I do remember some brief discussion with @oxinabox, but they have a very similar datastructure (their mutable binary heap). My heap has some extra functionality (it is k-ary with the arity coded in type space by means of a type parameter, for example) but I think it deviated a little from what is expected from DataStructures.jl, as they have more than a heap type and try to have all of them to share a similar interface.

1 Like

I’ll benchmark against their heaps as well if I have time. What stopped me sofar is that the API is slightly different (no enqueue! or dequeue! function) but I can specialize Dijkstra to work with that

A few gotchas:
no_priority_updates makes no sense for PriorityQueue, because it can’t have a duplicate key. The error is not triggered in the unweighted version because a the heuristic distance of a vertex is never re-updated, as the first check always correspond to the shortest. I removed it.

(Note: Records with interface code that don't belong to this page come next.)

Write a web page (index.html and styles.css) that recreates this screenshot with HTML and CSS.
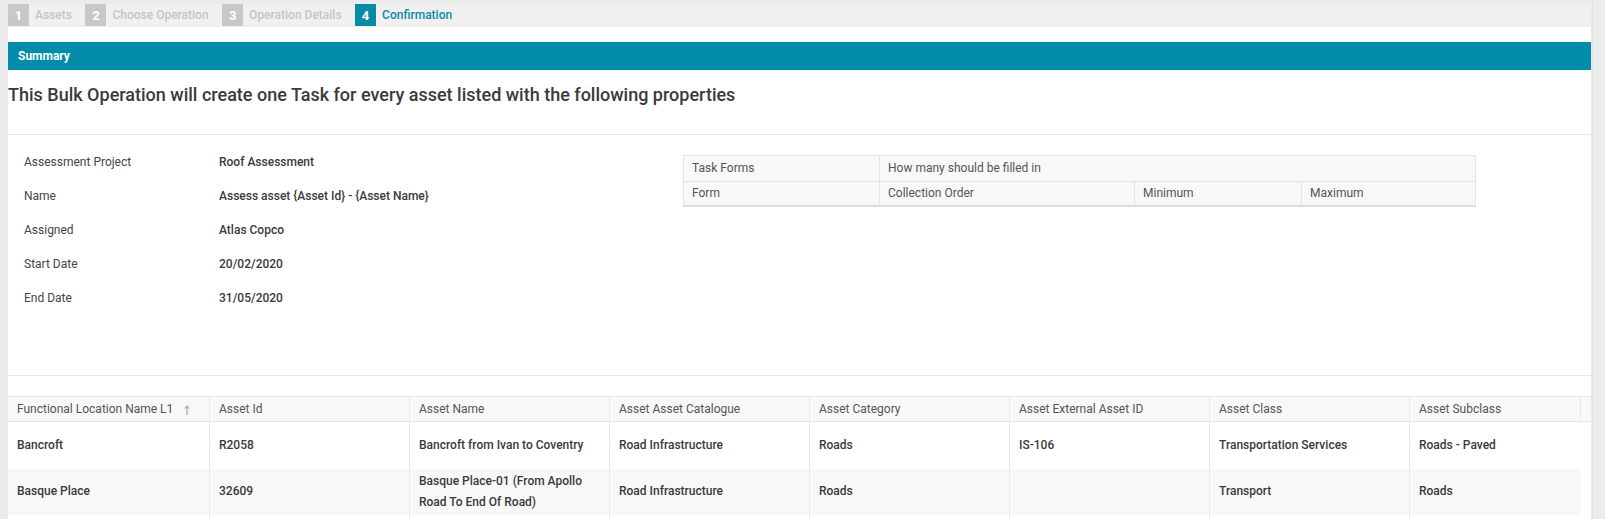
FILE: index.html
```html
<!DOCTYPE html>
<html>
<head>
<meta charset="utf-8">
<link rel="stylesheet" href="styles.css">
</head>
<body>
<div class="page">
  <div class="main">
    <div class="stepper">
      <div class="step"><span class="num">1</span><span class="lbl">Assets</span></div>
      <div class="step"><span class="num">2</span><span class="lbl">Choose Operation</span></div>
      <div class="step"><span class="num">3</span><span class="lbl">Operation Details</span></div>
      <div class="step active"><span class="num">4</span><span class="lbl">Confirmation</span></div>
    </div>
    <div class="panel">
      <div class="bar">Summary</div>
      <h1 class="heading">This Bulk Operation will create one Task for every asset listed with the following properties</h1>
      <div class="details">
        <div class="props">
          <div class="prop"><span class="k">Assessment Project</span><span class="v">Roof Assessment</span></div>
          <div class="prop"><span class="k">Name</span><span class="v">Assess asset {Asset Id} - {Asset Name}</span></div>
          <div class="prop"><span class="k">Assigned</span><span class="v">Atlas Copco</span></div>
          <div class="prop"><span class="k">Start Date</span><span class="v">20/02/2020</span></div>
          <div class="prop"><span class="k">End Date</span><span class="v">31/05/2020</span></div>
        </div>
        <div class="forms">
          <div class="frow">
            <div class="fc c1">Task Forms</div>
            <div class="fc cspan">How many should be filled in</div>
          </div>
          <div class="frow">
            <div class="fc c1">Form</div>
            <div class="fc c2">Collection Order</div>
            <div class="fc c3">Minimum</div>
            <div class="fc c4">Maximum</div>
          </div>
        </div>
      </div>
      <div class="grid">
        <div class="grow head">
          <div class="gc">Functional Location Name L1<svg class="sort" width="8" height="11" viewBox="0 0 8 11"><path d="M4 11V2" stroke="#b3b3b3" stroke-width="1.4" fill="none"/><path d="M1 4.5L4 1l3 3.5z" fill="#b3b3b3"/></svg></div>
          <div class="gc">Asset Id</div>
          <div class="gc">Asset Name</div>
          <div class="gc">Asset Asset Catalogue</div>
          <div class="gc">Asset Category</div>
          <div class="gc">Asset External Asset ID</div>
          <div class="gc">Asset Class</div>
          <div class="gc">Asset Subclass</div>
          <div class="gc gutter"></div>
        </div>
        <div class="grow">
          <div class="gc">Bancroft</div>
          <div class="gc">R2058</div>
          <div class="gc">Bancroft from Ivan to Coventry</div>
          <div class="gc">Road Infrastructure</div>
          <div class="gc">Roads</div>
          <div class="gc">IS-106</div>
          <div class="gc">Transportation Services</div>
          <div class="gc last">Roads - Paved</div>
        </div>
        <div class="grow alt">
          <div class="gc">Basque Place</div>
          <div class="gc">32609</div>
          <div class="gc">Basque Place-01 (From Apollo Road To End Of Road)</div>
          <div class="gc">Road Infrastructure</div>
          <div class="gc">Roads</div>
          <div class="gc"></div>
          <div class="gc">Transport</div>
          <div class="gc last">Roads</div>
        </div>
        <div class="grow">
          <div class="gc"></div>
          <div class="gc"></div>
          <div class="gc"></div>
          <div class="gc"></div>
          <div class="gc"></div>
          <div class="gc"></div>
          <div class="gc"></div>
          <div class="gc last"></div>
        </div>
      </div>
    </div>
  </div>
  <div class="scrollbar"></div>
</div>
</body>
</html>
```

FILE: styles.css
```css
* { box-sizing: border-box; }
html, body { margin: 0; padding: 0; }
body {
  background: #ebebeb;
  font-family: Roboto, "Liberation Sans", sans-serif;
  font-size: 12px;
  color: #333;
  overflow: hidden;
  height: 519px;
}
.page {
  display: flex;
  height: 519px;
  overflow: hidden;
}
.main {
  margin-left: 8px;
  margin-top: 4px;
  width: 1583px;
  height: 515px;
  display: flex;
  flex-direction: column;
  overflow: hidden;
}
.scrollbar {
  margin-left: 1px;
  flex: 1;
  background: #ececec;
  border-left: 1px solid #e2e2e2;
}
.stepper {
  background: #f0f0f0;
  height: 23px;
  flex: none;
  display: flex;
  align-items: flex-start;
}
.step {
  display: flex;
  align-items: center;
  height: 22px;
  margin-right: 13.5px;
}
.num {
  width: 21px;
  height: 22px;
  background: #c8c8c8;
  color: #fff;
  font-weight: 700;
  font-size: 13px;
  display: flex;
  align-items: center;
  justify-content: center;
  margin-right: 6px;
}
.lbl {
  color: #c6c6c6;
  font-weight: 500;
}
.step.active .num { background: #078ca8; }
.step.active .lbl { color: #078ca8; }
.panel {
  background: #fff;
  flex: 1;
  padding-top: 15px;
  overflow: hidden;
}
.bar {
  background: #018da9;
  color: #fff;
  font-weight: 700;
  height: 28px;
  line-height: 28px;
  padding-left: 10px;
}
.heading {
  margin: 0;
  font-size: 18px;
  font-weight: 500;
  color: #3a3a3a;
  line-height: 24px;
  padding: 13px 0 27px 0;
  border-bottom: 1px solid #e8e8e8;
}
.details {
  height: 241px;
  border-bottom: 1px solid #e8e8e8;
  display: flex;
  padding-left: 16px;
}
.props {
  width: 659px;
  padding-top: 10px;
}
.prop {
  display: flex;
  height: 34.1px;
  align-items: center;
}
.k {
  width: 195px;
  color: #444;
}
.v {
  font-weight: 500;
  color: #3a3a3a;
}
.forms {
  margin-top: 20px;
  width: 793px;
  align-self: flex-start;
  border: 1px solid #e3e3e3;
  border-bottom: 2px solid #dedede;
  background: #f8f8f8;
  color: #555;
}
.frow {
  display: flex;
  height: 24.5px;
}
.frow + .frow { border-top: 1px solid #e3e3e3; }
.fc {
  padding-left: 8px;
  display: flex;
  align-items: center;
  border-right: 1px solid #e3e3e3;
}
.fc.c1 { width: 196px; }
.fc.cspan { flex: 1; border-right: none; }
.fc.c2 { width: 255px; }
.fc.c3 { width: 167px; }
.fc.c4 { flex: 1; border-right: none; }
.grid {
  margin-top: 20px;
}
.grow {
  display: grid;
  grid-template-columns: 202px repeat(6, 200px) 171px;
  width: 1573px;
  height: 46.5px;
}
.grow.head {
  grid-template-columns: 202px repeat(6, 200px) 171px 10px;
  width: 1583px;
  height: 26px;
  background: #f8f8f8;
  border-top: 1px solid #e6e6e6;
  border-bottom: 1px solid #e6e6e6;
  color: #555;
}
.grow.alt { background: #f8f8f8; }
.gc {
  border-right: 1px solid #e8e8e8;
  padding: 0 14px 0 9px;
  display: flex;
  align-items: center;
  line-height: 21px;
  font-weight: 500;
  color: #3a3a3a;
}
.head .gc { font-weight: 400; line-height: 14px; color: #555; }
.grow .gc.last { border-right: none; }
.head .gc.gutter { border-right: none; padding: 0; }
.sort {
  margin-left: 10px;
}
```
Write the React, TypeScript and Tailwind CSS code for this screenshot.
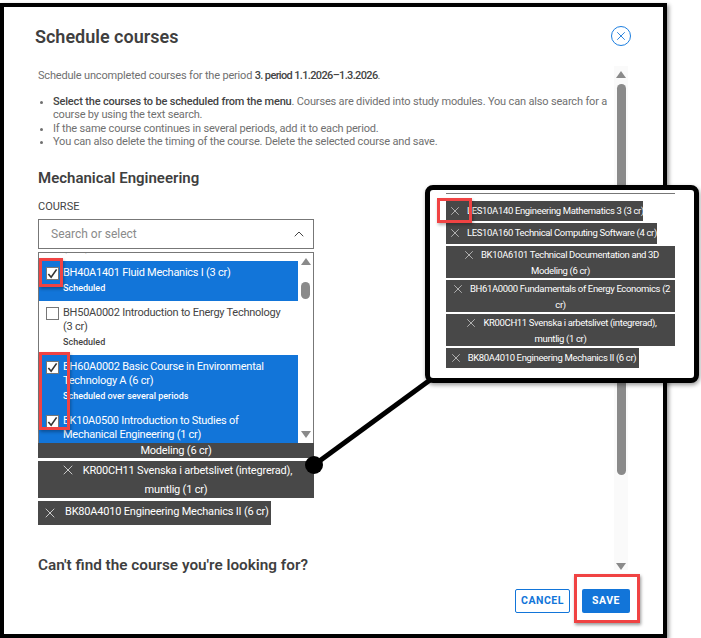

Benchmarking with unweighted graph is suspicious. As said above, it cause the distance to never be re-updated. Also, the priority queue will always hold only to different weights: the one of the vertex being evaluated, and this value + 1, which may not be very representative of the use case of a priority queue. So I added benchmark for weighted graphs also.

Here is my code:

using BenchmarkTools
using DataStructures
using FastPriorityQueues
using Graphs
using LinearAlgebra
using SparseArrays
using Test

function dijkstra_priority_updates!(
    q::Q, g::AbstractGraph{T}, s::Integer, w=weights(g)
) where {Q,T}
    d = fill(Inf, nv(g))
    d[s] = 0.
    enqueue!(q, s, 0.)
    while !isempty(q)
        u, k = first(q)
        dequeue!(q)
        d[u] = k
        for v in outneighbors(g, u)
            if d[u] + w[u, v] < d[v]
                d[v] = d[u] + w[u, v]
                d[v] == Inf ? enqueue!(q, v, d[v]) : q[v] = d[v]
            end
        end
    end
    return d
end

function dijkstra_no_priority_updates!(
    q::Q, g::AbstractGraph{T}, s::Integer, w=weights(g)
) where {Q,T}
    d = fill(Inf, nv(g))
    d[s] = 0.
    enqueue!(q, s, 0.)
    while !isempty(q)
        u, k = first(q)
        dequeue!(q)
        if k <= d[u]
            d[u] = k
            for v in outneighbors(g, u)
                if d[u] + w[u, v] < d[v]
                    d[v] = d[u] + w[u, v]
                    enqueue!(q, v, d[v])
                end
            end
        end
    end
    return d
end

function random_weights(g)
    srcs = src.(edges(g))
    dsts = dst.(edges(g))
    w = rand(ne(g))
    Symmetric(sparse(srcs, dsts, w, ne(g), ne(g))) # assuming src < dst
end


n = 10
g = Graphs.grid([n, n])
w = random_weights(g)


d1 = dijkstra_priority_updates!(PriorityQueue{Int,Float64}(), g, 1)[end];
d2 = dijkstra_no_priority_updates!(VectorPriorityQueue{Int,Float64}(), g, 1)[end];
d3 = dijkstra_no_priority_updates!(SortedVectorPriorityQueue{Int,Float64}(), g, 1)[end];
@test d1 β‰ˆ d2 β‰ˆ d3

d1 = dijkstra_priority_updates!(PriorityQueue{Int,Float64}(), g, 1, w)[end];
d2 = dijkstra_no_priority_updates!(VectorPriorityQueue{Int,Float64}(), g, 1, w)[end];
d3 = dijkstra_no_priority_updates!(SortedVectorPriorityQueue{Int,Float64}(), g, 1, w)[end];
@test d1 β‰ˆ d2 β‰ˆ d3

n = 100
g = Graphs.grid([n, n])
w = random_weights(g)

@benchmark dijkstra_priority_updates!(PriorityQueue{Int,Float64}(), $g, 1)
@benchmark dijkstra_no_priority_updates!(VectorPriorityQueue{Int,Float64}(), $g, 1)
@benchmark dijkstra_no_priority_updates!(SortedVectorPriorityQueue{Int,Float64}(), $g, 1)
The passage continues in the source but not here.